There is a story making the rounds of a long-time DLP supporter saying she is through with that party and begging a friend for a red shirt. The negative spin-off among women voters will increase when they rationalize that the abused lady was only acting courageously on behalf of citizens feeling the pain where it hurts most.
I need add nothing to the increased cost of living after the unfulfilled promises of 2008. The pain is a daily way of life. As for the concerns of the “Eager 11”, the felt need to present a united front going to the polls will be seen by the electorate for what it is.
I was surprised by the lamentations of Mr Carl “Alf” Padmore that he was advised not to emcee the big DLP presentation of candidates in Passage Road last week. Why was he, a middle ranking employee of a statutory board, prevented from taking part in the event when every night the CEOs of the Barbados Investment and Development Corporation (BIDC) and Urban Development Commission speak on platforms?

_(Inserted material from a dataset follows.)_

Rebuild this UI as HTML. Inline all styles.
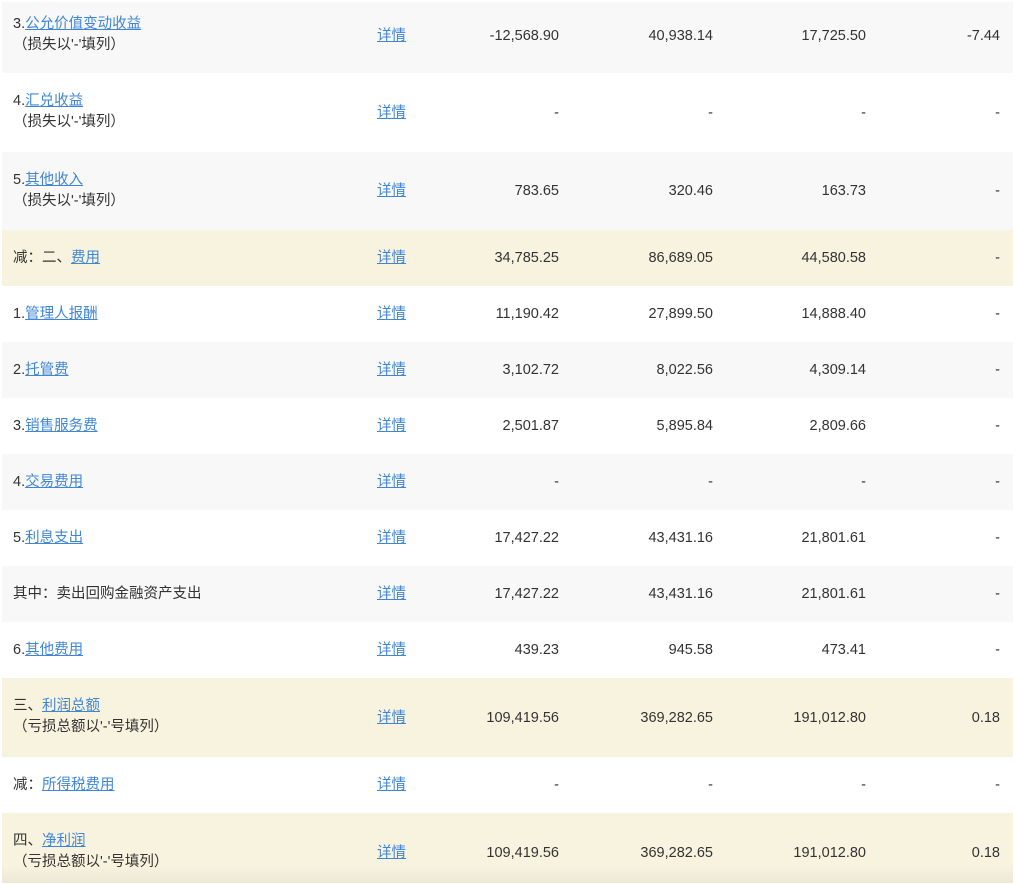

Different strokes for different folks? Both are former defeated DLP candidates. Amazingly, the transition of Dr Leroy McClean from Toronto Consul General to the BIDC was made without any media notification. Nowhere in the media has any announcement been made of his replacement, permanent or temporary.
It is amazing that silence surrounds so much in the Ministry of Foreign Affairs. For example, since former Central Bank Governor Dr Marion Williams was appointed Ambassador in Geneva in July 2010, I cannot recall hearing or seeing in the media anything that she has said or done in that post.
The same is true of the Ambassador in Brussels, Mr Sam Chandler. Not a word since his appointment in January 2010. Indeed, the work of most of our principal representatives across the world is wrapped in silence. This is a departure from the norm and can hardly be considered to be in the public interest.
Surely we, the people, should be informed through the Ministry of Foreign Affairs of what is achieved abroad by our various foreign emissaries. Not to inform us when there is a personnel change is bad enough, but to cloak our diplomats’ work in silence is unpardonable. The public should know what we are getting for our money.  
So too the failure to bring the principals abroad home from time to time to update them first-hand on recent developments and meet major figures of interest. Why has there not been a meeting of heads of missions and posts since the 2008 change of Government?
Since the elections are one week away when this column is being written and four days away when being read, a number of persons have solicited my opinion on the outcome. I have told my friends my predictions based on my interactions and reading of the last poll, but they are not for public consumption here.
I saw a daily caller to the call-in programmes on CBC-TV last week predicting a 25-5 landslide for the DLP. He must have arrived in Barbados from another planet. He reminded me so much of the Fox News political commentator Dick Morris, a dyed-in-the-wool Republican who before the elections predicted a Romney landslide.
Morris’ repeated prediction was sweet music to the ears of Sean Hannity and those at that media house who eagerly wanted a one-term President Obama. When the electorate turned Morris on his head, he was summoned to the station and sent packing.
Meanwhile, I await the people’s vote.
• Peter Simmons, a social scientist, is a former diplomat.